### Notice

Please note that most of the software linked on this forum is likely to be safe to use. If you are unsure, feel free to ask in the relevant topics, or send a private message to an administrator or moderator. To help curb the problems of false positives, or in the event that you do find actual malware, you can contribute through the article linked here.
Topic: Probability of passing a sequencial ABX test (Read 45057 times)
0 Members and 1 Guest are viewing this topic.

## Probability of passing a sequencial ABX test

##### 2003-11-10 13:39:12
Edit : this discussion was started there.

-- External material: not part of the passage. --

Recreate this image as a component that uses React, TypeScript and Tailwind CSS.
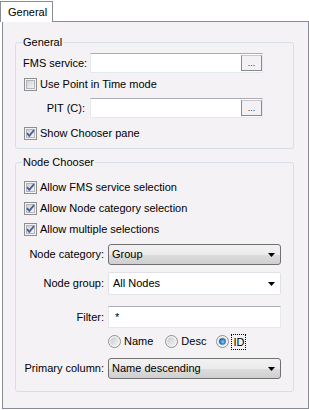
import React from "react";

function CheckBox({ checked }: { checked?: boolean }) {
  return (
    <svg width="13" height="13" viewBox="0 0 13 13" className="shrink-0">
      <defs>
        <linearGradient id="cbfill" x1="0" y1="0" x2="1" y2="1">
          <stop offset="0" stopColor="#cbcfd5" />
          <stop offset="1" stopColor="#f7f7f7" />
        </linearGradient>
      </defs>
      <rect x="0.5" y="0.5" width="12" height="12" fill="#f4f4f4" stroke="#8e8f8f" />
      <rect x="2.5" y="2.5" width="8" height="8" fill="url(#cbfill)" stroke="#b1b5bb" />
      {checked && (
        <path d="M3 6.2 L5.3 8.8 L10 3.2" fill="none" stroke="#4a5f97" strokeWidth="1.8" />
      )}
    </svg>
  );
}

function Radio({ checked }: { checked?: boolean }) {
  return (
    <svg width="13" height="13" viewBox="0 0 13 13" className="shrink-0">
      <defs>
        <linearGradient id="rdfill" x1="0" y1="0" x2="1" y2="1">
          <stop offset="0" stopColor="#c6cad0" />
          <stop offset="1" stopColor="#f4f4f4" />
        </linearGradient>
        <radialGradient id="rddot" cx="0.55" cy="0.55" r="0.6">
          <stop offset="0" stopColor="#8fd3ff" />
          <stop offset="0.6" stopColor="#2a7fc9" />
          <stop offset="1" stopColor="#0d3f74" />
        </radialGradient>
      </defs>
      <circle cx="6.5" cy="6.5" r="6" fill="#f4f4f4" stroke="#8e8f8f" />
      <circle cx="6.5" cy="6.5" r="4.3" fill="url(#rdfill)" />
      {checked && <circle cx="6.5" cy="6.5" r="3.3" fill="url(#rddot)" />}
    </svg>
  );
}

function Arrow() {
  return (
    <svg width="7" height="4" viewBox="0 0 7 4" className="shrink-0">
      <path d="M0 0 H7 L3.5 4 Z" fill="#000" />
    </svg>
  );
}

function CheckRow({ label, checked }: { label: string; checked?: boolean }) {
  return (
    <div className="flex h-[13px] items-center gap-[3px] pl-[8px]">
      <CheckBox checked={checked} />
      <span className="whitespace-nowrap leading-none">{label}</span>
    </div>
  );
}

function TextBox({ withButton, value }: { withButton?: boolean; value?: string }) {
  return (
    <div className="flex h-[20px] w-[173px] shrink-0 items-center border border-[#e3e9ef] border-t-[#abadb3] bg-white">
      <span className="flex-1 pl-[4px] leading-none">{value}</span>
      {withButton && (
        <div className="flex h-[16px] w-[21px] items-end justify-center border border-[#8a8a8a] border-t-[#c8c8c8] bg-[#f3f1f3] pb-[2px] text-[9px] leading-none text-[#402060]">
          ...
        </div>
      )}
    </div>
  );
}

function GroupBox({ title, className, children }: { title: string; className: string; children: React.ReactNode }) {
  return (
    <div className={`relative rounded-[3px] border border-[#d5dfe5] ${className}`}>
      <span className="absolute left-[6px] top-[-8px] bg-[#f5f2f5] px-[1px] leading-[14px]">{title}</span>
      {children}
    </div>
  );
}

export default function App() {
  return (
    <div className="h-[410px] w-[309px] bg-white font-['Liberation_Sans',Arial,sans-serif] text-[11px] text-black">
      <div className="relative z-10 -mb-px mt-[1px] flex h-[21px] w-[53px] items-center border border-b-0 border-[#898c95] bg-white pl-[7px]">
        General
      </div>
      <div className="ml-[2px] h-[388px] w-[307px] border border-[#898c95] bg-[#f5f2f5] pl-[12px] pr-[14px] pt-[20px]">
        <GroupBox title="General" className="h-[107px] pt-[10px]">
          <div className="flex items-center">
            <span className="w-[74px] shrink-0 whitespace-nowrap pl-[7px]">FMS service:</span>
            <TextBox withButton />
          </div>
          <div className="mt-[5px]">
            <CheckRow label="Use Point in Time mode" />
          </div>
          <div className="mt-[7px] flex items-center">
            <span className="w-[74px] shrink-0 whitespace-nowrap pr-[5px] text-right">PIT (C):</span>
            <TextBox withButton />
          </div>
          <div className="mt-[9px]">
            <CheckRow label="Show Chooser pane" checked />
          </div>
        </GroupBox>

        <GroupBox title="Node Chooser" className="mt-[13px] h-[230px] pt-[18px]">
          <div className="flex flex-col gap-[8px]">
            <CheckRow label="Allow FMS service selection" checked />
            <CheckRow label="Allow Node category selection" checked />
            <CheckRow label="Allow multiple selections" checked />
          </div>

          <div className="mt-[8px] flex items-center">
            <span className="w-[92px] shrink-0 whitespace-nowrap pr-[4px] text-right">Node category:</span>
            <div className="flex h-[21px] w-[173px] shrink-0 items-center justify-between rounded-[3px] border border-[#707070] bg-[linear-gradient(#f2f2f2_0%,#ebebeb_50%,#dddddd_50%,#cfcfcf_100%)] pl-[3px] pr-[5px]">
              <span>Group</span>
              <Arrow />
            </div>
          </div>

          <div className="mt-[7px] flex items-center">
            <span className="w-[92px] shrink-0 whitespace-nowrap pr-[4px] text-right">Node group:</span>
            <div className="flex h-[23px] w-[173px] shrink-0 items-center justify-between rounded-[2px] border border-[#dfe3e8] bg-white pl-[4px] pr-[5px]">
              <span>All Nodes</span>
              <Arrow />
            </div>
          </div>

          <div className="mt-[11px] flex items-center">
            <span className="w-[92px] shrink-0 whitespace-nowrap pr-[4px] text-right">Filter:</span>
            <div className="flex h-[22px] w-[173px] shrink-0 items-center border border-[#e3e9ef] border-t-[#abadb3] bg-white pl-[6px]">
              <span>*</span>
            </div>
          </div>

          <div className="mt-[7px] flex h-[13px] items-center pl-[92px]">
            <div className="flex items-center gap-[3px]">
              <Radio />
              <span>Name</span>
            </div>
            <div className="ml-[12px] flex items-center gap-[3px]">
              <Radio />
              <span>Desc</span>
            </div>
            <div className="ml-[10px] flex items-center gap-[2px]">
              <Radio checked />
              <span className="border border-dotted border-black px-[1px] leading-[14px]">ID</span>
            </div>
          </div>

          <div className="mt-[10px] flex items-center">
            <span className="w-[92px] shrink-0 whitespace-nowrap pr-[4px] text-right">Primary column:</span>
            <div className="flex h-[21px] w-[173px] shrink-0 items-center justify-between rounded-[3px] border border-[#707070] bg-[linear-gradient(#f2f2f2_0%,#ebebeb_50%,#dddddd_50%,#cfcfcf_100%)] pl-[3px] pr-[5px]">
              <span>Name descending</span>
              <Arrow />
            </div>
          </div>
        </GroupBox>
      </div>
    </div>
  );
}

I like viewing my ABX results during the test, and stopping when I have reached low enough p. That's what some people call a "sequential" ABX test. As Pio2001 says, for such a kind of test, getting a p = 5% is not enough pass the test. It seems (someone correct me if I'm wrong, please) that, for such a kind of sequential test, getting a p<1% is is enough for saying the the test has been passed.

## Probability of passing a sequencial ABX test

##### Reply #1 – 2003-11-10 13:55:04
Quote
I like viewing my ABX results during the test, and stopping when I have reached low enough p. That's what some people call a "sequential" ABX test. As Pio2001 says, for such a kind of test, getting a p = 5% is not enough pass the test. It seems (someone correct me if I'm wrong, please) that, for such a kind of sequential test, getting a p<1% is is enough for saying the the test has been passed.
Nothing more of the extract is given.